▸ **Information provided**

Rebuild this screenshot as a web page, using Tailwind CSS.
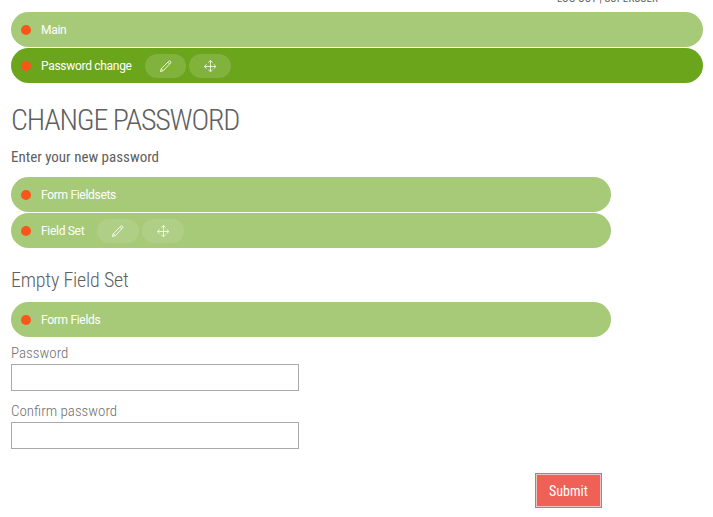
<!DOCTYPE html>
<html lang="en">
<head>
<meta charset="utf-8">
<title>Change password</title>
<script src="https://cdn.jsdelivr.net/npm/@tailwindcss/browser@4"></script>
</head>
<body class="h-[517px] overflow-hidden bg-white font-['Roboto_Condensed',Roboto,sans-serif] font-light text-[#606060] [font-stretch:75%]">
<svg class="hidden">
  <symbol id="pencil" viewBox="0 0 12 12" fill="none" stroke="currentColor" stroke-width=".85" stroke-linejoin="round"><path d="M.5 11.500l.7-2.700L8.700 1.300q1-.8 1.800 0t0 1.800L3.200 10.700zM7.800 2.200l1.800 1.800M1.200 8.800l2 1.900"/></symbol>
  <symbol id="move" viewBox="0 0 12 12" fill="none" stroke="currentColor" stroke-width=".8"><path d="M6.500 .7v10.600M.7 6.500h11.100M4.300 2.500L6.500 .5l2.200 2M4.300 9.800L6.500 11.700l2.200-1.900M2.500 4.300L.5 6.500l2 2.200M9.900 4.300l1.800 2.200-1.800 2.200"/></symbol>
</svg>
<header class="flex h-3 items-start overflow-hidden pl-[557px]"><div class="-mt-[7px] h-3 text-[11px] leading-[12px] font-normal tracking-[0.1px] whitespace-nowrap">LOG OUT | SUPERUSER</div></header>
<main class="ml-[11px] w-[692px]">
  <div class="flex h-[35px] items-center rounded-full bg-[#a7ca79] pl-[10px] font-[Roboto] text-[12px] font-normal tracking-[-0.3px] text-white [font-stretch:100%]"><i class="mr-[10px] size-[10px] rounded-full bg-[#fa551a]"></i><span>Main</span></div>
  <div class="mt-px flex h-[35px] items-center rounded-full bg-[#6aa51c] pl-[10px] font-[Roboto] text-[12px] font-normal tracking-[-0.3px] text-white [font-stretch:100%]"><i class="mr-[10px] size-[10px] rounded-full bg-[#fa551a]"></i><span class="w-[104px]">Password change</span>
    <span class="mr-[3px] flex h-6 w-[41px] items-center justify-center rounded-full bg-white/15"><svg class="size-3"><use href="#pencil"/></svg></span><span class="flex h-6 w-[42px] items-center justify-center rounded-full bg-white/15"><svg class="size-3"><use href="#move"/></svg></span></div>
  <h1 class="mt-[19px] h-9 text-[30px] leading-9 tracking-[-1.2px] whitespace-nowrap">CHANGE PASSWORD</h1>
  <p class="mt-[9px] h-5 text-[15px] leading-5 font-normal whitespace-nowrap">Enter your new password</p>
  <section class="mt-[10px] w-[600px]">
    <div class="flex h-[35px] items-center rounded-full bg-[#a7ca79] pl-[10px] font-[Roboto] text-[12px] font-normal tracking-[-0.3px] text-white [font-stretch:100%]"><i class="mr-[10px] size-[10px] rounded-full bg-[#fa551a]"></i><span>Form Fieldsets</span></div>
    <div class="mt-px flex h-[35px] items-center rounded-full bg-[#a7ca79] pl-[10px] font-[Roboto] text-[12px] font-normal tracking-[-0.3px] text-white [font-stretch:100%]"><i class="mr-[10px] size-[10px] rounded-full bg-[#fa551a]"></i><span class="w-[56px]">Field Set</span>
      <span class="mr-[3px] flex h-6 w-[42px] items-center justify-center rounded-full bg-white/10"><svg class="size-3"><use href="#pencil"/></svg></span><span class="flex h-6 w-[42px] items-center justify-center rounded-full bg-white/10"><svg class="size-3"><use href="#move"/></svg></span></div>
    <h2 class="mt-[18px] h-7 text-[20px] leading-7 tracking-[-0.2px] whitespace-nowrap">Empty Field Set</h2>
    <div class="mt-2 flex h-[35px] items-center rounded-full bg-[#a7ca79] pl-[10px] font-[Roboto] text-[12px] font-normal tracking-[-0.3px] text-white [font-stretch:100%]"><i class="mr-[10px] size-[10px] rounded-full bg-[#fa551a]"></i><span>Form Fields</span></div>
    <form>
      <label class="mt-[6px] block h-[21px] text-[15px] leading-5 whitespace-nowrap text-[#707070]" for="password">Password</label>
      <input id="password" type="password" class="block h-[27px] w-[288px] border border-[#a9a9a9] bg-white">
      <label class="mt-[10px] block h-[21px] text-[15px] leading-5 whitespace-nowrap text-[#707070]" for="confirm">Confirm password</label>
      <input id="confirm" type="password" class="block h-[27px] w-[288px] border border-[#a9a9a9] bg-white">
      <div class="mt-6 flex justify-end pr-[9px]"><button type="button" class="h-[35px] w-[67px] border border-[#ef6559] bg-[#ef6156] pt-[2px] text-[14px] font-normal text-white [font-stretch:75%] shadow-[inset_0_0_0_1px_#e8c6c2]">Submit</button></div>
    </form>
  </section>
</main>
</body>
</html>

▸ **Written problem**
Reproduce the whole listing exactly, but not the images in it.

▸ **Exercise response**
Rebuild this screenshot as a web page, using Tailwind CSS.
<!DOCTYPE html>
<html lang="en">
<head>
<meta charset="utf-8">
<title>Change password</title>
<script src="https://cdn.jsdelivr.net/npm/@tailwindcss/browser@4"></script>
</head>
<body class="h-[517px] overflow-hidden bg-white font-['Roboto_Condensed',Roboto,sans-serif] font-light text-[#606060] [font-stretch:75%]">
<svg class="hidden">
  <symbol id="pencil" viewBox="0 0 12 12" fill="none" stroke="currentColor" stroke-width=".85" stroke-linejoin="round"><path d="M.5 11.500l.7-2.700L8.700 1.300q1-.8 1.800 0t0 1.800L3.200 10.700zM7.800 2.200l1.800 1.800M1.200 8.800l2 1.900"/></symbol>
  <symbol id="move" viewBox="0 0 12 12" fill="none" stroke="currentColor" stroke-width=".8"><path d="M6.500 .7v10.600M.7 6.500h11.100M4.300 2.500L6.500 .5l2.200 2M4.300 9.800L6.500 11.700l2.200-1.900M2.500 4.300L.5 6.500l2 2.200M9.900 4.300l1.800 2.200-1.800 2.200"/></symbol>
</svg>
<header class="flex h-3 items-start overflow-hidden pl-[557px]"><div class="-mt-[7px] h-3 text-[11px] leading-[12px] font-normal tracking-[0.1px] whitespace-nowrap">LOG OUT | SUPERUSER</div></header>
<main class="ml-[11px] w-[692px]">
  <div class="flex h-[35px] items-center rounded-full bg-[#a7ca79] pl-[10px] font-[Roboto] text-[12px] font-normal tracking-[-0.3px] text-white [font-stretch:100%]"><i class="mr-[10px] size-[10px] rounded-full bg-[#fa551a]"></i><span>Main</span></div>
  <div class="mt-px flex h-[35px] items-center rounded-full bg-[#6aa51c] pl-[10px] font-[Roboto] text-[12px] font-normal tracking-[-0.3px] text-white [font-stretch:100%]"><i class="mr-[10px] size-[10px] rounded-full bg-[#fa551a]"></i><span class="w-[104px]">Password change</span>
    <span class="mr-[3px] flex h-6 w-[41px] items-center justify-center rounded-full bg-white/15"><svg class="size-3"><use href="#pencil"/></svg></span><span class="flex h-6 w-[42px] items-center justify-center rounded-full bg-white/15"><svg class="size-3"><use href="#move"/></svg></span></div>
  <h1 class="mt-[19px] h-9 text-[30px] leading-9 tracking-[-1.2px] whitespace-nowrap">CHANGE PASSWORD</h1>
  <p class="mt-[9px] h-5 text-[15px] leading-5 font-normal whitespace-nowrap">Enter your new password</p>
  <section class="mt-[10px] w-[600px]">
    <div class="flex h-[35px] items-center rounded-full bg-[#a7ca79] pl-[10px] font-[Roboto] text-[12px] font-normal tracking-[-0.3px] text-white [font-stretch:100%]"><i class="mr-[10px] size-[10px] rounded-full bg-[#fa551a]"></i><span>Form Fieldsets</span></div>
    <div class="mt-px flex h-[35px] items-center rounded-full bg-[#a7ca79] pl-[10px] font-[Roboto] text-[12px] font-normal tracking-[-0.3px] text-white [font-stretch:100%]"><i class="mr-[10px] size-[10px] rounded-full bg-[#fa551a]"></i><span class="w-[56px]">Field Set</span>
      <span class="mr-[3px] flex h-6 w-[42px] items-center justify-center rounded-full bg-white/10"><svg class="size-3"><use href="#pencil"/></svg></span><span class="flex h-6 w-[42px] items-center justify-center rounded-full bg-white/10"><svg class="size-3"><use href="#move"/></svg></span></div>
    <h2 class="mt-[18px] h-7 text-[20px] leading-7 tracking-[-0.2px] whitespace-nowrap">Empty Field Set</h2>
    <div class="mt-2 flex h-[35px] items-center rounded-full bg-[#a7ca79] pl-[10px] font-[Roboto] text-[12px] font-normal tracking-[-0.3px] text-white [font-stretch:100%]"><i class="mr-[10px] size-[10px] rounded-full bg-[#fa551a]"></i><span>Form Fields</span></div>
    <form>
      <label class="mt-[6px] block h-[21px] text-[15px] leading-5 whitespace-nowrap text-[#707070]" for="password">Password</label>
      <input id="password" type="password" class="block h-[27px] w-[288px] border border-[#a9a9a9] bg-white">
      <label class="mt-[10px] block h-[21px] text-[15px] leading-5 whitespace-nowrap text-[#707070]" for="confirm">Confirm password</label>
      <input id="confirm" type="password" class="block h-[27px] w-[288px] border border-[#a9a9a9] bg-white">
      <div class="mt-6 flex justify-end pr-[9px]"><button type="button" class="h-[35px] w-[67px] border border-[#ef6559] bg-[#ef6156] pt-[2px] text-[14px] font-normal text-white [font-stretch:75%] shadow-[inset_0_0_0_1px_#e8c6c2]">Submit</button></div>
    </form>
  </section>
</main>
</body>
</html>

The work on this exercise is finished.